The tiniest of the living things are bacteria. Some of them do not even have a cell wall. Such tiny single, smallest, free-living, self-reproducing, cells are independent organisms called PPLO (Pleuro Pneumonia Like Organisms) or mycoplasma. They can be as small as 0.1 µm. The dot (used as full-stop or period) just before the beginning of this sentence is about 150 µm. So you may get some idea of their minuteness

As they are so minute the mycoplasma at one time were considered to be viruses.

Not all bacteria, however, are that small. Escherichia coli, the most well studied of bacteria have individual cells each about 7 μm long and 2 μm in diameter. A few of bacteria are giants amongst the microbes. Like the Epulopiscium fishelsoni, which lives in the guts of a brown surgeonfish found in the Red Sea, is a giant measuring 80 μm wide and over 600 μm long. That is more than half a millimeter long and visible to the naked eye. But that is not the biggest any more as we now know an even larger bacterium Thiomargarita namibiensis. This bacterium is at least 750 μm long. They often exist as chains of ten or more cells.

The bacteria despite their minute size carry out a vast range of biochemical reactions. Some of them have colored pigments like bacteriochlorophylls and can absorb sunlight. They can photosynthesize. The process very much resembles that in higher organisms like green plants. However, some bacteria photosynthesize but do not produce any oxygen. They learned this function perhaps two billion years ago. Later appeared the bacteria that photosynthesized and did evolve oxygen. http://edmall.gsfc.nasa.gov/aacps/news/P...

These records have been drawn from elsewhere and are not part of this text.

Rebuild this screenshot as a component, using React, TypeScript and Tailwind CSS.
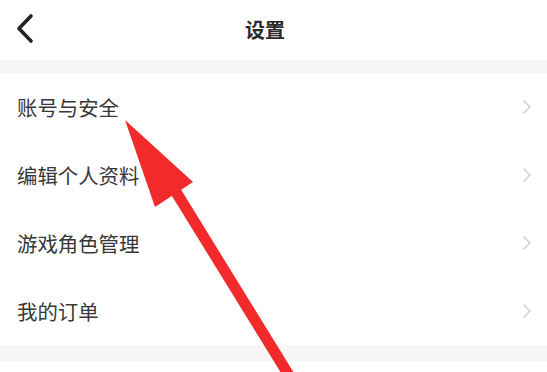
const items = ["账号与安全", "编辑个人资料", "游戏角色管理", "我的订单"];

function Chevron() {
  return (
    <svg width="12" height="16" viewBox="0 0 12 16" className="shrink-0">
      <path d="M3 2 L9 8 L3 14" fill="none" stroke="#cfcfcf" strokeWidth="1.5" strokeLinecap="round" strokeLinejoin="round" />
    </svg>
  );
}

export default function App() {
  return (
    <div
      className="relative w-[547px] h-[372px] overflow-hidden bg-white"
      style={{ fontFamily: '"Noto Sans CJK SC", "Noto Sans", sans-serif' }}
    >
      <header className="relative flex h-[60px] items-center">
        <button className="absolute left-[14px] top-[12px] flex h-[34px] w-[24px] items-center justify-center">
          <svg width="24" height="34" viewBox="0 0 24 34">
            <path d="M17 4 L5 16.5 L17 29" fill="none" stroke="#222" strokeWidth="3.6" strokeLinecap="round" strokeLinejoin="round" />
          </svg>
        </button>
        <h1 className="flex-1 pr-[17px] text-center text-[20px] font-bold leading-none text-[#2a2a2a]">设置</h1>
      </header>

      <div className="h-[13px] bg-[#f6f6f6]" />

      <ul>
        {items.map((label) => (
          <li key={label} className="flex h-[68px] items-center justify-between pl-[17px] pr-[14px]">
            <span className="text-[20.4px] leading-none text-[#383838]">{label}</span>
            <Chevron />
          </li>
        ))}
      </ul>

      <div className="h-[16px] bg-[#f6f6f6]" />

      <svg className="pointer-events-none absolute inset-0" width="547" height="372" viewBox="0 0 547 372">
        <line x1="176" y1="192" x2="298" y2="390" stroke="#f22a2c" strokeWidth="11" />
        <polygon points="125,120 193,182 155,207" fill="#f22a2c" />
      </svg>
    </div>
  );
}
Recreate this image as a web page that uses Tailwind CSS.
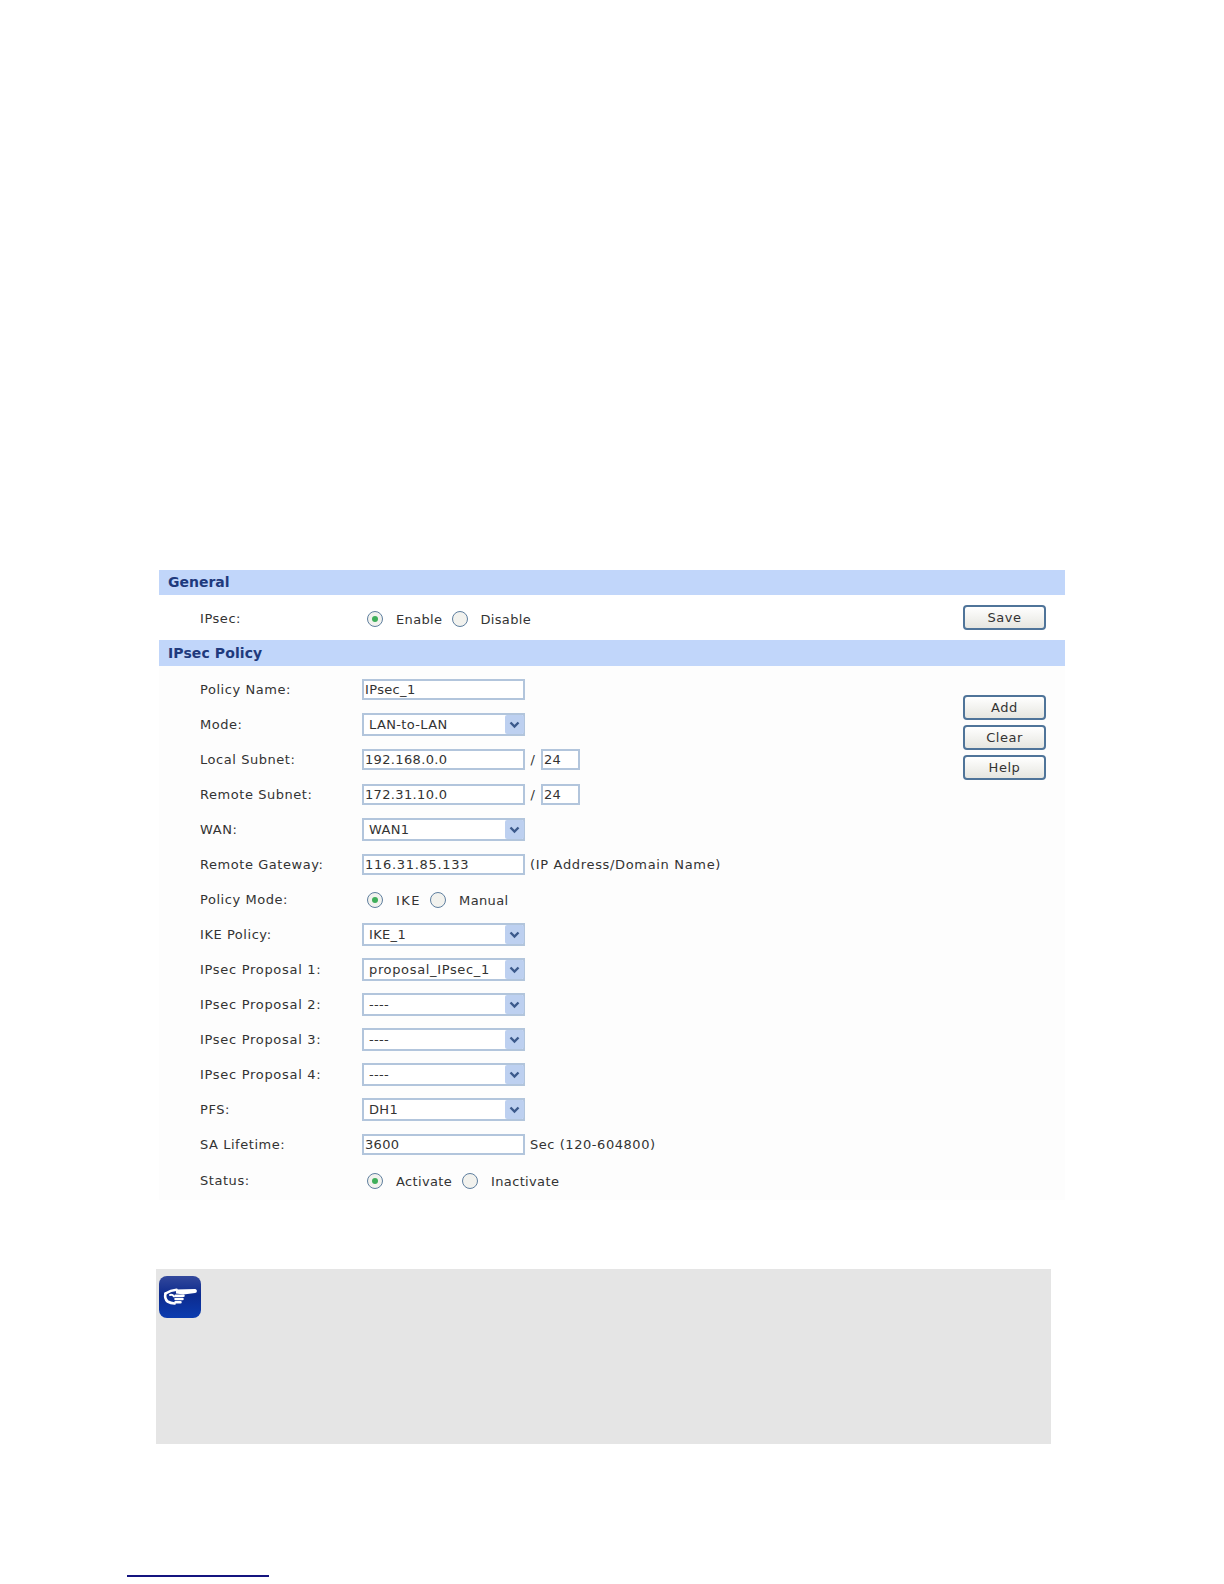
<!DOCTYPE html>
<html lang="en">
<head>
    <meta charset="UTF-8">
    <title>IPsec</title>
    <script src="https://cdn.jsdelivr.net/npm/@tailwindcss/browser@4"></script>
</head>
<body class="bg-white h-[1584px] overflow-hidden font-['DejaVu_Sans',sans-serif] text-[13px] tracking-[0.55px] text-[#333]">
<main class="pt-[570px] pl-[159px] w-[1065px]">
    <!-- General -->
    <h2 class="h-[25px] bg-[#c1d6fa] pl-[9px] flex items-center font-bold text-[14px] tracking-normal text-[#1f3a7d]">General</h2>
    <div class="h-[45px] flex items-center pl-[41px] pr-[19px] justify-between">
        <div class="flex items-center">
            <span class="w-[162px] mt-[2px]">IPsec:</span>
            <span class="flex items-center tracking-[0.35px]">
                <span class="ml-[5px] mt-[2px] w-4 h-4 rounded-full border border-[#5f7f9f] bg-[#f2f2ee] flex items-center justify-center"><span class="w-1.5 h-1.5 rounded-full bg-[#3fae5a]"></span></span>
                <span class="ml-[13px] mt-[4px]">Enable</span>
                <span class="ml-[10px] mt-[2px] w-4 h-4 rounded-full border border-[#5f7f9f] bg-[#f2f2ee]"></span>
                <span class="ml-[12px] mt-[4px]">Disable</span>
            </span>
        </div>
        <button class="w-[83px] h-[25px] rounded-[4px] border-2 border-[#4f7499] bg-gradient-to-b from-white to-[#e6e6e0]">Save</button>
    </div>

    <!-- IPsec Policy -->
    <h2 class="h-[26px] bg-[#c1d6fa] pl-[9px] flex items-center font-bold text-[14px] tracking-[0.1px] text-[#1f3a7d]">IPsec Policy</h2>
    <div class="flex justify-between bg-[#fdfdfd] pl-[41px] pr-[19px] pt-[6px] h-[534px]">
        <div class="flex flex-col">
            <div class="h-[35px] flex items-center"><span class="w-[162px]">Policy Name:</span><input value="IPsec_1" class="w-[163px] h-[21px] border-2 border-[#b2c5dc] px-[1px] tracking-[0.35px] outline-none bg-white"></div>
            <div class="h-[35px] flex items-center"><span class="w-[162px]">Mode:</span><div class="w-[163px] h-[23px] border-2 border-[#b2c5dc] bg-white pl-[5px] tracking-[0.35px] flex items-center justify-between">LAN-to-LAN<span class="w-[19px] h-[19px] mr-[-1px] rounded-[2px] bg-[#bdd0f0] flex items-center justify-center"><svg class="w-[11px] h-[8px]" viewBox="0 0 11 8" fill="none" stroke="#3c5a8c" stroke-width="2.4"><path d="M1.5 1.5l4 4 4-4"/></svg></span></div></div>
            <div class="h-[35px] flex items-center"><span class="w-[162px]">Local Subnet:</span><input value="192.168.0.0" class="w-[163px] h-[21px] border-2 border-[#b2c5dc] px-[1px] tracking-[0.35px] outline-none bg-white"><span class="w-[16px] text-center">/</span><input value="24" class="w-[39px] h-[21px] border-2 border-[#b2c5dc] px-[1px] tracking-[0.35px] outline-none bg-white"></div>
            <div class="h-[35px] flex items-center"><span class="w-[162px]">Remote Subnet:</span><input value="172.31.10.0" class="w-[163px] h-[21px] border-2 border-[#b2c5dc] px-[1px] tracking-[0.35px] outline-none bg-white"><span class="w-[16px] text-center">/</span><input value="24" class="w-[39px] h-[21px] border-2 border-[#b2c5dc] px-[1px] tracking-[0.35px] outline-none bg-white"></div>
            <div class="h-[35px] flex items-center"><span class="w-[162px]">WAN:</span><div class="w-[163px] h-[23px] border-2 border-[#b2c5dc] bg-white pl-[5px] tracking-[0.35px] flex items-center justify-between">WAN1<span class="w-[19px] h-[19px] mr-[-1px] rounded-[2px] bg-[#bdd0f0] flex items-center justify-center"><svg class="w-[11px] h-[8px]" viewBox="0 0 11 8" fill="none" stroke="#3c5a8c" stroke-width="2.4"><path d="M1.5 1.5l4 4 4-4"/></svg></span></div></div>
            <div class="h-[35px] flex items-center"><span class="w-[162px]">Remote Gateway:</span><input value="116.31.85.133" class="w-[163px] h-[21px] border-2 border-[#b2c5dc] px-[1px] tracking-[0.7px] outline-none bg-white"><span class="ml-[5px] tracking-[0.67px]">(IP Address/Domain Name)</span></div>
            <div class="h-[35px] flex items-center"><span class="w-[162px]">Policy Mode:</span><span class="flex items-center tracking-[0.35px]">
                <span class="ml-[5px] mt-[1px] w-4 h-4 rounded-full border border-[#5f7f9f] bg-[#f2f2ee] flex items-center justify-center"><span class="w-1.5 h-1.5 rounded-full bg-[#3fae5a]"></span></span>
                <span class="ml-[13px] mt-[3px] tracking-[1.5px]">IKE</span>
                <span class="ml-[9px] mt-[1px] w-4 h-4 rounded-full border border-[#5f7f9f] bg-[#f2f2ee]"></span>
                <span class="ml-[13px] mt-[3px]">Manual</span></span></div>
            <div class="h-[35px] flex items-center"><span class="w-[162px]">IKE Policy:</span><div class="w-[163px] h-[23px] border-2 border-[#b2c5dc] bg-white pl-[5px] tracking-[0.35px] flex items-center justify-between">IKE_1<span class="w-[19px] h-[19px] mr-[-1px] rounded-[2px] bg-[#bdd0f0] flex items-center justify-center"><svg class="w-[11px] h-[8px]" viewBox="0 0 11 8" fill="none" stroke="#3c5a8c" stroke-width="2.4"><path d="M1.5 1.5l4 4 4-4"/></svg></span></div></div>
            <div class="h-[35px] flex items-center"><span class="w-[162px] tracking-[0.7px]">IPsec Proposal 1:</span><div class="w-[163px] h-[23px] border-2 border-[#b2c5dc] bg-white pl-[5px] tracking-[0.65px] flex items-center justify-between">proposal_IPsec_1<span class="w-[19px] h-[19px] mr-[-1px] rounded-[2px] bg-[#bdd0f0] flex items-center justify-center"><svg class="w-[11px] h-[8px]" viewBox="0 0 11 8" fill="none" stroke="#3c5a8c" stroke-width="2.4"><path d="M1.5 1.5l4 4 4-4"/></svg></span></div></div>
            <div class="h-[35px] flex items-center"><span class="w-[162px] tracking-[0.7px]">IPsec Proposal 2:</span><div class="w-[163px] h-[23px] border-2 border-[#b2c5dc] bg-white pl-[5px] tracking-[0.35px] flex items-center justify-between">----<span class="w-[19px] h-[19px] mr-[-1px] rounded-[2px] bg-[#bdd0f0] flex items-center justify-center"><svg class="w-[11px] h-[8px]" viewBox="0 0 11 8" fill="none" stroke="#3c5a8c" stroke-width="2.4"><path d="M1.5 1.5l4 4 4-4"/></svg></span></div></div>
            <div class="h-[35px] flex items-center"><span class="w-[162px] tracking-[0.7px]">IPsec Proposal 3:</span><div class="w-[163px] h-[23px] border-2 border-[#b2c5dc] bg-white pl-[5px] tracking-[0.35px] flex items-center justify-between">----<span class="w-[19px] h-[19px] mr-[-1px] rounded-[2px] bg-[#bdd0f0] flex items-center justify-center"><svg class="w-[11px] h-[8px]" viewBox="0 0 11 8" fill="none" stroke="#3c5a8c" stroke-width="2.4"><path d="M1.5 1.5l4 4 4-4"/></svg></span></div></div>
            <div class="h-[35px] flex items-center"><span class="w-[162px] tracking-[0.7px]">IPsec Proposal 4:</span><div class="w-[163px] h-[23px] border-2 border-[#b2c5dc] bg-white pl-[5px] tracking-[0.35px] flex items-center justify-between">----<span class="w-[19px] h-[19px] mr-[-1px] rounded-[2px] bg-[#bdd0f0] flex items-center justify-center"><svg class="w-[11px] h-[8px]" viewBox="0 0 11 8" fill="none" stroke="#3c5a8c" stroke-width="2.4"><path d="M1.5 1.5l4 4 4-4"/></svg></span></div></div>
            <div class="h-[35px] flex items-center"><span class="w-[162px]">PFS:</span><div class="w-[163px] h-[23px] border-2 border-[#b2c5dc] bg-white pl-[5px] tracking-[0.35px] flex items-center justify-between">DH1<span class="w-[19px] h-[19px] mr-[-1px] rounded-[2px] bg-[#bdd0f0] flex items-center justify-center"><svg class="w-[11px] h-[8px]" viewBox="0 0 11 8" fill="none" stroke="#3c5a8c" stroke-width="2.4"><path d="M1.5 1.5l4 4 4-4"/></svg></span></div></div>
            <div class="h-[35px] flex items-center"><span class="w-[162px]">SA Lifetime:</span><input value="3600" class="w-[163px] h-[21px] border-2 border-[#b2c5dc] px-[1px] tracking-[0.35px] outline-none bg-white"><span class="ml-[5px]">Sec (120-604800)</span></div>
            <div class="h-[35px] flex items-center"><span class="w-[162px] mt-[2px]">Status:</span><span class="flex items-center tracking-[0.35px]">
                <span class="ml-[5px] mt-[2px] w-4 h-4 rounded-full border border-[#5f7f9f] bg-[#f2f2ee] flex items-center justify-center"><span class="w-1.5 h-1.5 rounded-full bg-[#3fae5a]"></span></span>
                <span class="ml-[13px] mt-[4px]">Activate</span>
                <span class="ml-[10px] mt-[2px] w-4 h-4 rounded-full border border-[#5f7f9f] bg-[#f2f2ee]"></span>
                <span class="ml-[13px] mt-[4px]">Inactivate</span></span></div>
        </div>
        <div class="flex flex-col gap-[5px] pt-[23px]">
            <button class="w-[83px] h-[25px] rounded-[4px] border-2 border-[#4f7499] bg-gradient-to-b from-white to-[#e6e6e0]">Add</button>
            <button class="w-[83px] h-[25px] rounded-[4px] border-2 border-[#4f7499] bg-gradient-to-b from-white to-[#e6e6e0]">Clear</button>
            <button class="w-[83px] h-[25px] rounded-[4px] border-2 border-[#4f7499] bg-gradient-to-b from-white to-[#e6e6e0]">Help</button>
        </div>
    </div>
</main>

<!-- Note -->
<section class="mt-[69px] ml-[156px] w-[895px] h-[175px] bg-[#e5e5e5] pt-[7px] pl-[3px]">
    <svg class="w-[42px] h-[42px]" viewBox="0 0 42 42">
        <defs><linearGradient id="noteBg" x1="0" y1="0" x2="0" y2="1"><stop offset="0" stop-color="#33489c"/><stop offset="0.45" stop-color="#0d2b8e"/><stop offset="1" stop-color="#0b3cb0"/></linearGradient></defs>
        <rect width="42" height="42" rx="8" fill="url(#noteBg)"/>
        <path d="M17 13.500l19-.5c2.500 0 2.500 4 0 4l-11.500 1.500-7.500-1z" fill="#fff"/>
        <path d="M6.500 17.500c3-2 6-3.500 11-3.800" fill="none" stroke="#fff" stroke-width="2.600" stroke-linecap="round"/>
        <path d="M6.500 17.500c-.8 3 0 6 2 8 2 1 4 1.700 7 2" fill="none" stroke="#fff" stroke-width="2.600" stroke-linecap="round"/>
        <path d="M11 19c2-.5 3 0 4 1.500" fill="none" stroke="#fff" stroke-width="2" stroke-linecap="round"/>
        <path d="M16.500 19.800h8M16.500 23h7M16.500 26.200h5" fill="none" stroke="#fff" stroke-width="2.500" stroke-linecap="round"/>
    </svg>
</section>

<!-- Footnote rule -->
<div class="mt-[131px] ml-[127px] w-[142px] h-[2px] bg-[#14147f]"></div>
</body>
</html>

Virtually all oxygen in the atmosphere is thought to have come through the process of photosynthesis and bacteria pioneered the most important process for sustenance of life the photosynthesis. Every bit of food each of us eats and every breath each one of us takes has originated from photosynthesis.

Some of the bacteria called the cyanobacteria took up residence inside the cells of plants and as if in returning favor for a favor started making food for the plant. Eventually these cyanobacteria have become chloroplastids, the chlorophyll containing cell organelles of plants. Such a type of mutually beneficial association of two different species of living things is called endosymbiosis.